Final Thought: It’s Not About the Number

The goal isn’t to get the highest horsepower number on the screen. It’s to make your car feel better - smoother, faster, more reliable. A well-tuned engine doesn’t just make power - it makes driving enjoyable. Whether you’re commuting, road-tripping, or hitting the track, dyno optimization turns guesswork into confidence.

Is dyno tuning worth it for a stock car?

Yes, especially if your car is older or driven in extreme conditions. Factory tunes are often conservative to meet global emissions and fuel standards. A dyno tune can unlock hidden power, improve throttle response, and even boost fuel economy by 5-10% without any hardware changes.

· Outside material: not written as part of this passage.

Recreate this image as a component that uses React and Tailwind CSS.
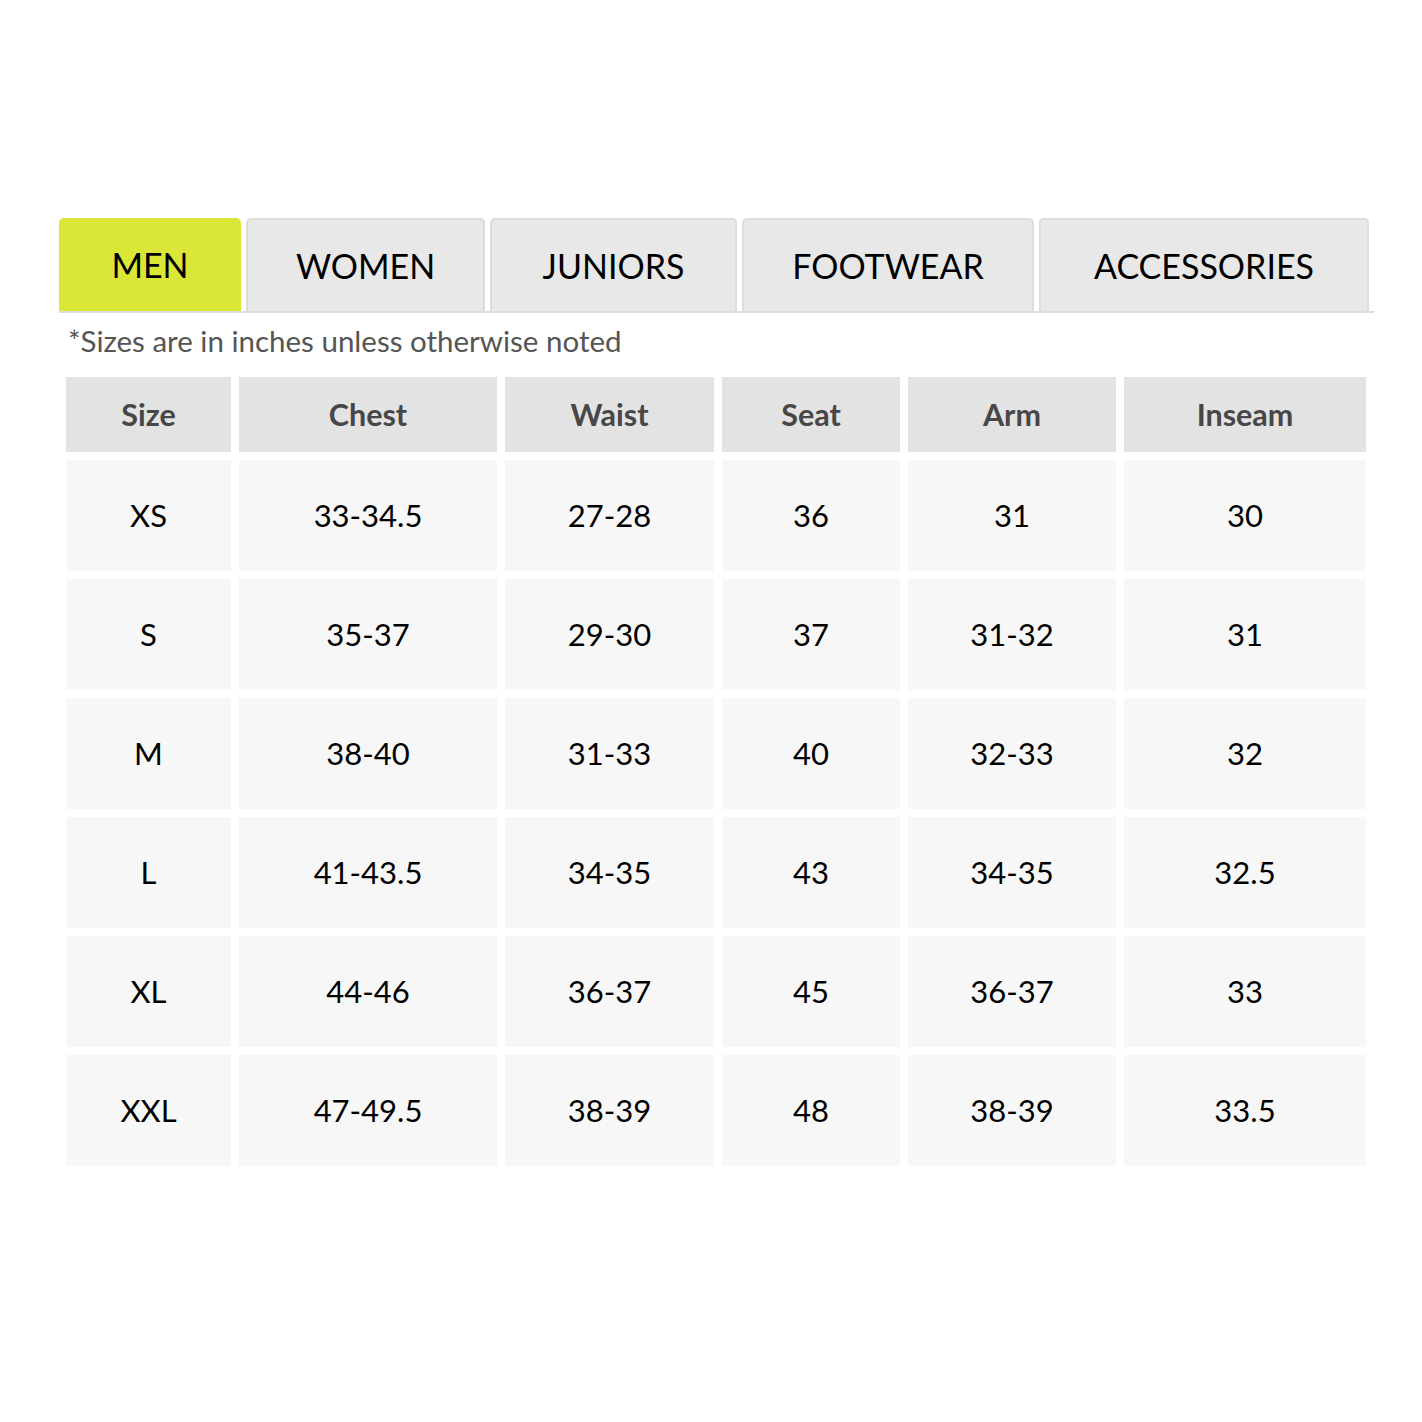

How long does a dyno tune take?

Typically 2-4 hours. The actual dyno runs take 10-20 minutes total. The rest is inspection, data analysis, making adjustments, and repeating tests. Rushing leads to bad results.

Can dyno tuning damage my engine?

Only if done poorly. A skilled tuner works within safe limits. They monitor knock, temperatures, and air-fuel ratios in real time. Poor tuning - like running too lean or too much timing - can cause damage. Always choose a reputable shop with experience in your car model.

Do I need to upgrade my fuel system before tuning?

Not always, but if you’re adding a turbo, supercharger, or large injectors, yes. The dyno will reveal if your fuel system can’t keep up. Running lean under load is one of the fastest ways to destroy an engine. Better to know before you tune.

Can electric vehicles be dyno tuned?

Yes. While EVs don’t have fuel or ignition systems, their motor controllers and torque maps can be tuned. Dyno testing helps optimize acceleration curves, regenerative braking settings, and thermal management. Some performance EVs gain 10-15% more power and better battery efficiency with custom tuning.